We track these technology readiness levels closely in our assessments of fleet readiness, and the convergence of V2G metering, dynamic load balancing, and improving battery chemistry is set to reshape the economics of public charging within this decade.
The Courier And Logistics Sector: Commercial EV Adoption In Practice

Electric delivery vans represent a commercially viable primary choice for urban courier operations today — not a trial technology. Vehicles including the Ford E-Transit, Mercedes-Benz eSprinter, Vauxhall Vivaro Electric, and Arrival Van operate across major UK courier fleets, delivering real-world ranges of 100–180 miles per charge for light commercial vehicle (LCV) class operations.
Several clear patterns emerge from commercial EV deployments across UK logistics:
- Fixed-route urban operations align naturally with BEV range characteristics, covering the majority of urban courier cycles without mid-shift charging dependency.
- Depot overnight charging via smart wallboxes or 22kW AC chargers eliminates public charging dependency entirely for most daily delivery cycles, reducing operational complexity compared to managing public charge point availability.
- Total cost of ownership (TCO) for electric delivery vans undercuts diesel equivalents across a standard 4–5 year fleet cycle, as fuel and maintenance cost divergence widens each year. Fleet consultancy analysis available through Zap-Map’s EV fleet planning tools confirms this across multiple vehicle classes.
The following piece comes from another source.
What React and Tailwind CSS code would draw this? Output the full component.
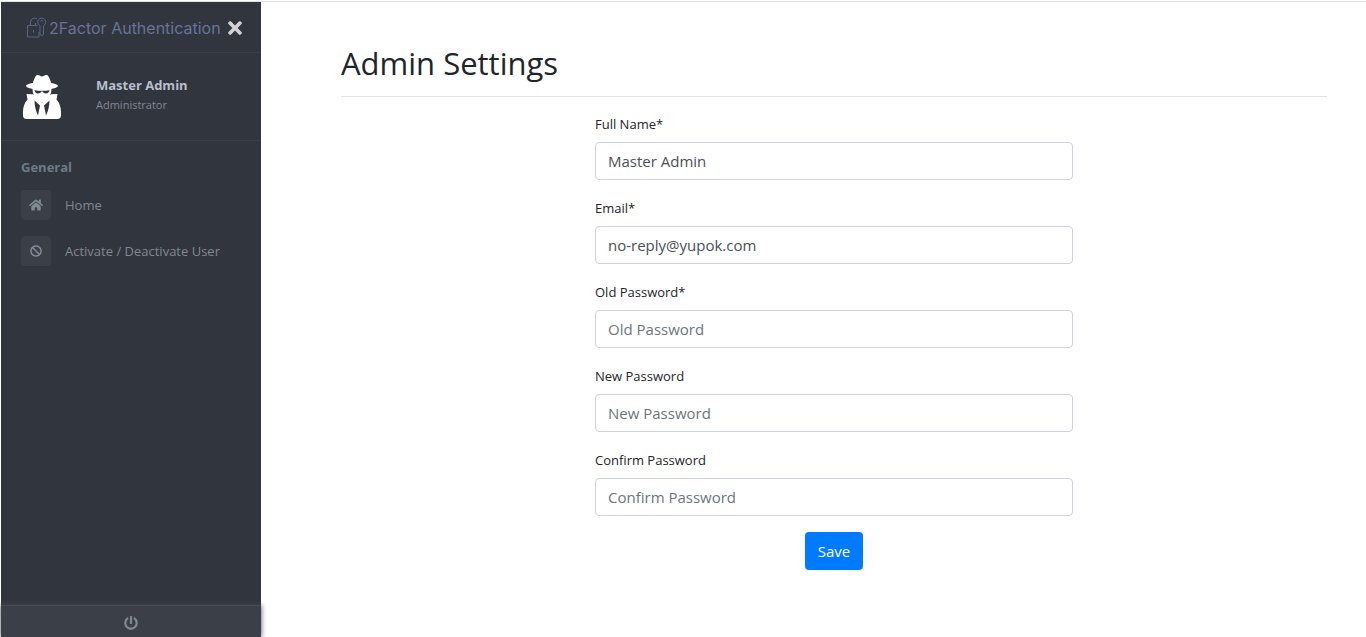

- CAZ and ULEZ compliance removes daily charge liabilities immediately. Electric vans pass all current UK Clean Air Zone and Ultra Low Emission Zone restrictions without surcharges — a direct operating cost advantage in Birmingham, Bristol, Bath, and Greater London.
In our experience working alongside UK logistics operators, the businesses that delay electrification most are those without a structured view of their real daily mileage data. The moment they model actual routes against BEV range, the business case becomes clear. Fleet operators evaluating depot charging installations can offset installation costs directly through the Workplace Charging Scheme administered by OZEV.
Frequently Asked Questions
How many public EV chargers will the UK need by 2030 to meet demand?
The UK requires an estimated 300,000–400,000 public charge points by 2030 to support projected BEV volumes, according to modelling by the Society of Motor Manufacturers and Traders (SMMT). As of 1 April 2026, the network stands at 119,080 chargers — meaning the UK must more than double its current infrastructure within four years. Rapid and ultra-rapid units represent the sharpest gap, particularly outside major motorway corridors and in rural regions where grid capacity constrains deployment timelines.
Can renters and flat owners in the UK get help paying for EV charging?
Yes — renters and flat owners qualify for the EV Chargepoint Grant, which covers 75% of home wallbox installation costs up to £350, provided the property has an associated parking space. Landlords can also apply on behalf of tenants. For those without off-street parking entirely, the LEVI Fund channels government capital to local councils specifically to install on-street residential charge points. In practice, installation timelines vary significantly by local authority, and many urban renters currently remain dependent on public infrastructure.
Do electric cars lose significant range in cold UK winter weather?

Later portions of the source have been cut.